Interface markup and scripts
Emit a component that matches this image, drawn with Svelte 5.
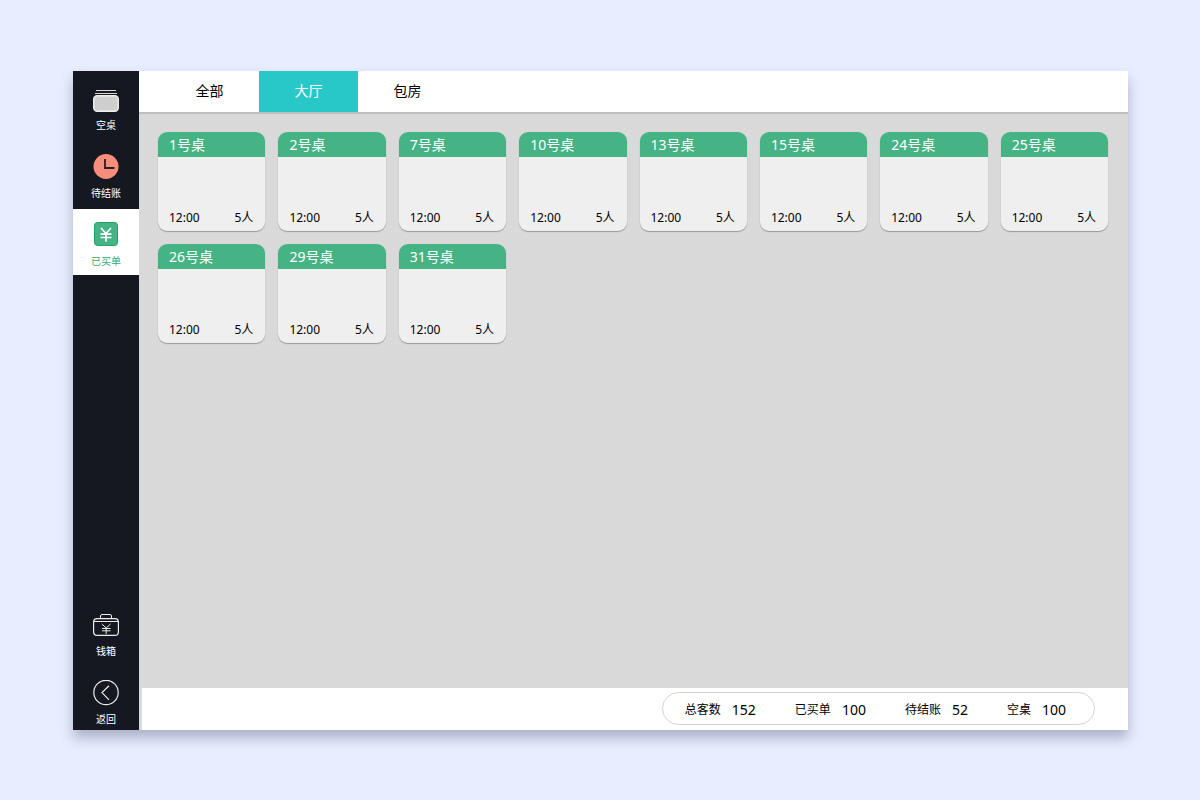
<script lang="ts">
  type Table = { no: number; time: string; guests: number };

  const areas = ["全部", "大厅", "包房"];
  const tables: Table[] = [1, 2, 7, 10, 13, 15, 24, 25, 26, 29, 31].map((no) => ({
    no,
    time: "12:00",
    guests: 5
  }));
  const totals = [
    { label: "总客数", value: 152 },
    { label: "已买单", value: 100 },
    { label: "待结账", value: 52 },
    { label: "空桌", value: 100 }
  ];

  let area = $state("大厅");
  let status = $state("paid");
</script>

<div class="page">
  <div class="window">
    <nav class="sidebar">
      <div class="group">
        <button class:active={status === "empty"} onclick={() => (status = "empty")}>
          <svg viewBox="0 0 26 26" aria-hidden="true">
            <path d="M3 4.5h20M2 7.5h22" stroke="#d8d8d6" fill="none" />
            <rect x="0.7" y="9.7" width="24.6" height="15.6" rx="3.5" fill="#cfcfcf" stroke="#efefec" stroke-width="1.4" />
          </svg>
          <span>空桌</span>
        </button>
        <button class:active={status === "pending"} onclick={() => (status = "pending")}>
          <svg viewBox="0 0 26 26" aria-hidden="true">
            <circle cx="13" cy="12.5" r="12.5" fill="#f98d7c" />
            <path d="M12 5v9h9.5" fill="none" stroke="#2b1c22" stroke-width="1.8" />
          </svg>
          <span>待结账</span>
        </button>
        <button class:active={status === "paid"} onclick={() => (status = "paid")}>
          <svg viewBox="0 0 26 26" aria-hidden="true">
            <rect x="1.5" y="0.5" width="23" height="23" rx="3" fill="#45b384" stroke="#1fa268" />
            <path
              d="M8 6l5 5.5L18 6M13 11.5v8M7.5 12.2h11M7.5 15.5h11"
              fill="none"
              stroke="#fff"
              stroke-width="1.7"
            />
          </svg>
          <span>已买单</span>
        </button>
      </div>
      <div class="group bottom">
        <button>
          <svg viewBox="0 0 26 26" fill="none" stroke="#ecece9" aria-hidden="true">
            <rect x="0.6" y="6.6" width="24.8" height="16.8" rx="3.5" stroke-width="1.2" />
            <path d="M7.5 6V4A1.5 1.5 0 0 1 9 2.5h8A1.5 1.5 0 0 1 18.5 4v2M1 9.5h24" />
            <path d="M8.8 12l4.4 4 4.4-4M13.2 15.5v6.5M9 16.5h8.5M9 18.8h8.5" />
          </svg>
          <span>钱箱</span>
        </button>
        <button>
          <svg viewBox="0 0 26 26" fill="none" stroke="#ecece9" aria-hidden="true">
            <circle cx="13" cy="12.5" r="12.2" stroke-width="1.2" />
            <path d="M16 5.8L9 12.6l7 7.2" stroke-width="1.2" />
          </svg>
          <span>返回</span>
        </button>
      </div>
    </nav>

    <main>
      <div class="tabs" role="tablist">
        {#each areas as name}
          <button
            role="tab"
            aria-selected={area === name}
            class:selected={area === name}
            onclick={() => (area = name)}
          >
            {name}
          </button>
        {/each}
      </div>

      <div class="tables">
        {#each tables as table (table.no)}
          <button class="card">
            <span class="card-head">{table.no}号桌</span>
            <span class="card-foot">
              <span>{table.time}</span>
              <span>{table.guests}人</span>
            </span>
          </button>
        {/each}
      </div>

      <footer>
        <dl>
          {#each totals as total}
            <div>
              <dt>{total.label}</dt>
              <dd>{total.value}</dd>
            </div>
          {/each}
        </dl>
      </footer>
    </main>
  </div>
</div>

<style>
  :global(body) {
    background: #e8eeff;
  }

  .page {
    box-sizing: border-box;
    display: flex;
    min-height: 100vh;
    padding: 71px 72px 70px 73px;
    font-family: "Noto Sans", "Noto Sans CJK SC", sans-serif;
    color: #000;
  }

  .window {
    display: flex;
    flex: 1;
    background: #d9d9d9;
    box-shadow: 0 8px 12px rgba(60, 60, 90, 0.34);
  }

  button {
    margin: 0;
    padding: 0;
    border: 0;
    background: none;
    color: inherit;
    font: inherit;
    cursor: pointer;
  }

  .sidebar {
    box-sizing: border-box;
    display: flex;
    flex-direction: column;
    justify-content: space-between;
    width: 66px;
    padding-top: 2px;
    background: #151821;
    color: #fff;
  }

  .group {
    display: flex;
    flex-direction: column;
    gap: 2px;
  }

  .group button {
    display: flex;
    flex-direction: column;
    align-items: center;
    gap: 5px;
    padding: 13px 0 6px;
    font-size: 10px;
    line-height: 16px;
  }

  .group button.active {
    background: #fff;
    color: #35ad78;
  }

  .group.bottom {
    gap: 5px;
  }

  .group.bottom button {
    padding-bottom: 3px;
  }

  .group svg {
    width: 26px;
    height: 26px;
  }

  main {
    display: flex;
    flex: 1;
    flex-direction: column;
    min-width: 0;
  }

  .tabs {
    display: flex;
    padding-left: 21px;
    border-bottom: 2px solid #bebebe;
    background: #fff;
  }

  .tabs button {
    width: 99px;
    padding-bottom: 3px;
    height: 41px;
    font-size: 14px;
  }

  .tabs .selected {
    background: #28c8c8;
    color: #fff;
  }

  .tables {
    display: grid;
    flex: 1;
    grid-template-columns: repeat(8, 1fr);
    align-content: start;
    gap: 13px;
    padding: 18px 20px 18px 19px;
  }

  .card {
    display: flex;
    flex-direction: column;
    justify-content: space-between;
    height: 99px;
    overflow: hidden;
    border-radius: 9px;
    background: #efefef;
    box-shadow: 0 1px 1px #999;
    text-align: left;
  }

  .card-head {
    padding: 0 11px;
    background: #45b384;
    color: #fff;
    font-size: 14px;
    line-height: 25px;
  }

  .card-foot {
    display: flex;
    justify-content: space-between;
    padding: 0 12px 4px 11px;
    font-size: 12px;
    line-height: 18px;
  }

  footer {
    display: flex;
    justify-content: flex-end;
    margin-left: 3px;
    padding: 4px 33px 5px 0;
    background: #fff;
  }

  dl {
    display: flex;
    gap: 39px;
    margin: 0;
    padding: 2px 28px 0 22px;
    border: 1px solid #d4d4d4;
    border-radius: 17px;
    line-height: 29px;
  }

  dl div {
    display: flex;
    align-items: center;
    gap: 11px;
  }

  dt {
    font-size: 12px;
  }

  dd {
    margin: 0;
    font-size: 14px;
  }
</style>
* * *
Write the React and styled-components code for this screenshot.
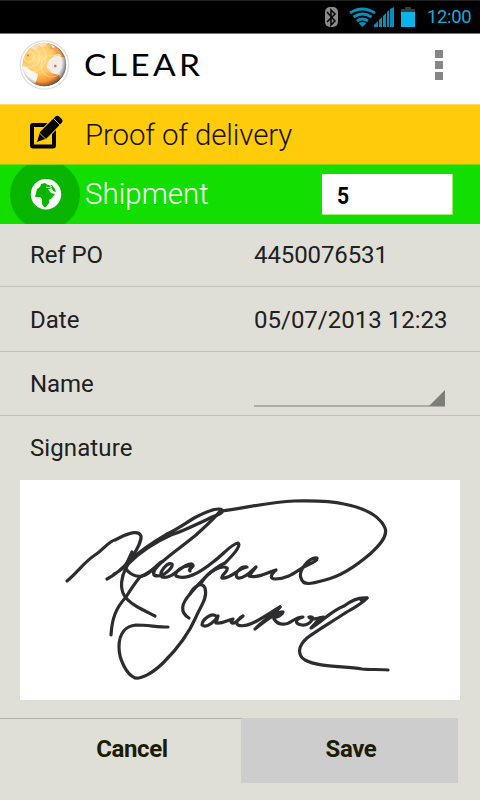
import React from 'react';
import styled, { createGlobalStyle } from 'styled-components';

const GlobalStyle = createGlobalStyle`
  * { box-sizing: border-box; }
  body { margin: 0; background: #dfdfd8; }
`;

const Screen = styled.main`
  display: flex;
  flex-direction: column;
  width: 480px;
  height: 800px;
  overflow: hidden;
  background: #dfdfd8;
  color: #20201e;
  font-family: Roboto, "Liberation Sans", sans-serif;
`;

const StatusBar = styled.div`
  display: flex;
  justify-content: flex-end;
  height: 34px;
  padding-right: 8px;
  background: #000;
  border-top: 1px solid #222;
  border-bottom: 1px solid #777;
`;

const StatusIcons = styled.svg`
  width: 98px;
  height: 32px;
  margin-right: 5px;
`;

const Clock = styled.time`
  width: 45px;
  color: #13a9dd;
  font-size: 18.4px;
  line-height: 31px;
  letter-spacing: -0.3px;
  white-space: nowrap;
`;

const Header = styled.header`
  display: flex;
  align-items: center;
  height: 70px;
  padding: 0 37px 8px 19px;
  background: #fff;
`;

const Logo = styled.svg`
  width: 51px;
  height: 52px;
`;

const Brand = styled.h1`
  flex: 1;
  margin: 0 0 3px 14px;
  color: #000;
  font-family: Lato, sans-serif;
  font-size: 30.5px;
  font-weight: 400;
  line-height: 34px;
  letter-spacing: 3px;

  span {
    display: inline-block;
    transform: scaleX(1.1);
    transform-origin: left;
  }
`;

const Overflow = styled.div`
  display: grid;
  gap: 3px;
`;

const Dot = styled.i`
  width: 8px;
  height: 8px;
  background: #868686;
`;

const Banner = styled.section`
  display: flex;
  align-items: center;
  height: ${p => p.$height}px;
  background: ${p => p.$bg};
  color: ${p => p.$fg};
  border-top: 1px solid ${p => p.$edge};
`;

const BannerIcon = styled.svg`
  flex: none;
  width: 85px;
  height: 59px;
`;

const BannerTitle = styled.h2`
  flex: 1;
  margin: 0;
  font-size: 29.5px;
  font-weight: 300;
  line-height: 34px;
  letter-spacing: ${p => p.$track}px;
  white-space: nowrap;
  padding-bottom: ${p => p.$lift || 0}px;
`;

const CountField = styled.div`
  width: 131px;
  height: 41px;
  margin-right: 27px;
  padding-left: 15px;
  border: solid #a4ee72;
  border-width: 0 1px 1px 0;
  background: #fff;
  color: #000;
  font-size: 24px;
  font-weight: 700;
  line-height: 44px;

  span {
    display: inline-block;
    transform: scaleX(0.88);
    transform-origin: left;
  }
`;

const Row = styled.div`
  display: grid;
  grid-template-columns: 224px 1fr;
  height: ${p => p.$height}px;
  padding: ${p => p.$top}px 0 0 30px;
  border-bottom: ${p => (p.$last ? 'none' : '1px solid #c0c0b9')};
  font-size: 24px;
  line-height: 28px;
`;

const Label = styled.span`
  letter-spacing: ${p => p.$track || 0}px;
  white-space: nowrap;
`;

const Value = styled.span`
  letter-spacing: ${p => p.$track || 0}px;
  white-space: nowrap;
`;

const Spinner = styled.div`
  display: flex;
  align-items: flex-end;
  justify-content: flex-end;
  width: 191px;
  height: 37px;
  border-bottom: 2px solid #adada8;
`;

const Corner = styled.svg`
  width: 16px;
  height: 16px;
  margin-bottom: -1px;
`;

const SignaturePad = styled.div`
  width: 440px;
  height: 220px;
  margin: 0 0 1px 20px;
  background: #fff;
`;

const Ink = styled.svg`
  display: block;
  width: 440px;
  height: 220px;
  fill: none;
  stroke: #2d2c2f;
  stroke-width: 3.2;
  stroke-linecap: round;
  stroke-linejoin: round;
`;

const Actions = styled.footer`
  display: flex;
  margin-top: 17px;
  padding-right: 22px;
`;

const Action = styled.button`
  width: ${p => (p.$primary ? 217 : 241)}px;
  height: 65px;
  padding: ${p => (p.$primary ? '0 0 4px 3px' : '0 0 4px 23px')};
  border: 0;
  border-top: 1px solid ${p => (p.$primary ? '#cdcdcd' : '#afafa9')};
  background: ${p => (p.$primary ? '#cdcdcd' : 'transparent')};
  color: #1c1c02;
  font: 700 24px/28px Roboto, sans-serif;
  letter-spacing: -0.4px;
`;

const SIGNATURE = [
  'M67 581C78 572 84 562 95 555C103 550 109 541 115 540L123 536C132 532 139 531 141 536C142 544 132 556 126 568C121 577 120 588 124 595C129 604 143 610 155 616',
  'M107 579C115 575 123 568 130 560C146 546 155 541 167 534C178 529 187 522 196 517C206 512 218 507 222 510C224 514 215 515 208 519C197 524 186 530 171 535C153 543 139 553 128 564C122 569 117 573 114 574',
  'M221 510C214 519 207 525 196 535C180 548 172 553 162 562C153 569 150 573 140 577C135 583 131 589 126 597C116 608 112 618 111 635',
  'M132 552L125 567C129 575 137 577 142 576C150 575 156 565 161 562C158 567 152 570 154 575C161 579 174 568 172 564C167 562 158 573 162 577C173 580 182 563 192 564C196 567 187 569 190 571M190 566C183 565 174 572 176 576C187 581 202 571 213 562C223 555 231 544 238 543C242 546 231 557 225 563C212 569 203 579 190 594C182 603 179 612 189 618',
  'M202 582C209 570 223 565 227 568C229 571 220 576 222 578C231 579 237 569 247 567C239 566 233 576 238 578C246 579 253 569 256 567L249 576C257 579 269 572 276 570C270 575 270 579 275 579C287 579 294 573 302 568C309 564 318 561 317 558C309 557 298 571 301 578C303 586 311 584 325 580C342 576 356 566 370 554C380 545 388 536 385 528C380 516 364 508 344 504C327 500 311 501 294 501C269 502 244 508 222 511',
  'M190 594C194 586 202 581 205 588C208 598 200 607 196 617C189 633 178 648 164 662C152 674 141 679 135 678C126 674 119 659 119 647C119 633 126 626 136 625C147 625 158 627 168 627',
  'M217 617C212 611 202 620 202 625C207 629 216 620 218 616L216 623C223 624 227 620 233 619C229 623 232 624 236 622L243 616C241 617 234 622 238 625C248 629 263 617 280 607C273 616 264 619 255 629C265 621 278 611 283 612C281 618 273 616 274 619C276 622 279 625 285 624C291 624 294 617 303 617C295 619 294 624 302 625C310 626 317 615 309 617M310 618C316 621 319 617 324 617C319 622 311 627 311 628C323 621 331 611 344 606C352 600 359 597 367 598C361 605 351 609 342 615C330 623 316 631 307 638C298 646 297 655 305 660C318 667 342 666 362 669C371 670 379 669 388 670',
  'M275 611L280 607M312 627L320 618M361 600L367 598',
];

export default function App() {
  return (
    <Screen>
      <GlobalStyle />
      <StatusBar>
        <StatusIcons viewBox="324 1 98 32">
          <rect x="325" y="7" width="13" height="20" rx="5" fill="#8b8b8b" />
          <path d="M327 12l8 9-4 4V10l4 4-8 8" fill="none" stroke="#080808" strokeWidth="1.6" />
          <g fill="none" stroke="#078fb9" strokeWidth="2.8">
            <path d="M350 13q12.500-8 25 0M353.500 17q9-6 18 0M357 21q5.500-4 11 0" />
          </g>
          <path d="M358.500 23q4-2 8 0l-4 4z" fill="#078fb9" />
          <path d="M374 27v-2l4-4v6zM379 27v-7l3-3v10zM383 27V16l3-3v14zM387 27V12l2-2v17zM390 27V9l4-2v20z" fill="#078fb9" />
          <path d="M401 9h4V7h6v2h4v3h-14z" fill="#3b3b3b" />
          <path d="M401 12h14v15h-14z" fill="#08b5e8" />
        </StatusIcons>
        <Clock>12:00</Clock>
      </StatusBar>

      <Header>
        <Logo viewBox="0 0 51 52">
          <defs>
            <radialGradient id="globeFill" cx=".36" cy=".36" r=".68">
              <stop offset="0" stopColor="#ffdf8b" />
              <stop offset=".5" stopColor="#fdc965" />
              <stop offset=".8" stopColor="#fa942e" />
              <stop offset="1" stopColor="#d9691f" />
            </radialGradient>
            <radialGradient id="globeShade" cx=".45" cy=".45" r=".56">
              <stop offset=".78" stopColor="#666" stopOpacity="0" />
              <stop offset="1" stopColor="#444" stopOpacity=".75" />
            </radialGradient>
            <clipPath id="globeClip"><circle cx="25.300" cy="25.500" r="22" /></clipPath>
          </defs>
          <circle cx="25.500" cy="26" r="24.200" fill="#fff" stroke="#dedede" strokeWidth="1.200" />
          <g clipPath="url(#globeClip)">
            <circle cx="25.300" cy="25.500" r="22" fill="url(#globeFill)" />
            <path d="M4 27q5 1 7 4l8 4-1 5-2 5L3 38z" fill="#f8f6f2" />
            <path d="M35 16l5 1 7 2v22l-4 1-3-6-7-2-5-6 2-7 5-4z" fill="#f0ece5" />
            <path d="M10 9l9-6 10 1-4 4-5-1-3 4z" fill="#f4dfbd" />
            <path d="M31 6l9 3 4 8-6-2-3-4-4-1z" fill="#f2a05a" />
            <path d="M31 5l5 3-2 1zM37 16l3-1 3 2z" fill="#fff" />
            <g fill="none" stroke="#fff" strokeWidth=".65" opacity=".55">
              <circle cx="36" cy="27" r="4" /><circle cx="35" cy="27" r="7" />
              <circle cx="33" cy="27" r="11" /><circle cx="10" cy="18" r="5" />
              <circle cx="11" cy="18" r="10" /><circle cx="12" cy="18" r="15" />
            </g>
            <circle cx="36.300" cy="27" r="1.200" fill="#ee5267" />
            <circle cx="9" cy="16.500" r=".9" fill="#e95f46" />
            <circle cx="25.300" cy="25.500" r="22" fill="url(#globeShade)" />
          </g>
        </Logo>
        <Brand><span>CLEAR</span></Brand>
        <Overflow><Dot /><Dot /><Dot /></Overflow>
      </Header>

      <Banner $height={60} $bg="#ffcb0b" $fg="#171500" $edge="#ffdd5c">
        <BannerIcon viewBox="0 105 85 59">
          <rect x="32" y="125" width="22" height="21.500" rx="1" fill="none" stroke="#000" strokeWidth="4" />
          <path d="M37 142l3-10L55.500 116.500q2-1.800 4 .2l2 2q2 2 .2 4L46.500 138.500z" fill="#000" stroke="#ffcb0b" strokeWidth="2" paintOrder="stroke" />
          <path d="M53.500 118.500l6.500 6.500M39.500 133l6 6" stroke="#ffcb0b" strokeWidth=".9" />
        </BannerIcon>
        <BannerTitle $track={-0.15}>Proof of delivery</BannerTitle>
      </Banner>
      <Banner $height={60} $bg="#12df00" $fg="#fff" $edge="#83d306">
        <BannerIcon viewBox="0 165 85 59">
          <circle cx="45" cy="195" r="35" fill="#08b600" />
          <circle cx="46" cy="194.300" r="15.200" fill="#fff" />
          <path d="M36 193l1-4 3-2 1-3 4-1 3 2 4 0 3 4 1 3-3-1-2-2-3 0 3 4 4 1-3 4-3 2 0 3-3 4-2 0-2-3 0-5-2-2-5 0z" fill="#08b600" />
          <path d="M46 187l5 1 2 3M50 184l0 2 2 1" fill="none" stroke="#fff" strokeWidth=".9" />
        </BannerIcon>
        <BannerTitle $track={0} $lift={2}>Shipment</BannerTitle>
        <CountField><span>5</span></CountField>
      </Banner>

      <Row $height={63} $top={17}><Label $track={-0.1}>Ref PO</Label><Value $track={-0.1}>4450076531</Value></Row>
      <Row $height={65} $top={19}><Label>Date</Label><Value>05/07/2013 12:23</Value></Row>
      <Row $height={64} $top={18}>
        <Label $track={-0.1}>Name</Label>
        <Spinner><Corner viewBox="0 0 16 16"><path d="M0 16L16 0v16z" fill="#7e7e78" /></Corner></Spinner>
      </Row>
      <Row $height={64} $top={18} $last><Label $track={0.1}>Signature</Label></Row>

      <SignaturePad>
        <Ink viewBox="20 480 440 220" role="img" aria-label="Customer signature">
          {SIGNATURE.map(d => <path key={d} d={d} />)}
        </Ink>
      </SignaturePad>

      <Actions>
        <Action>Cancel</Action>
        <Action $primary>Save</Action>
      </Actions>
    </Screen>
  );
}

Set task
Transcribe, leaving out pictures, each line from the one containing "Emit a component" through the one containing "number; time: string;".

Solution below
Emit a component that matches this image, drawn with Svelte 5.
<script lang="ts">
  type Table = { no: number; time: string; guests: number };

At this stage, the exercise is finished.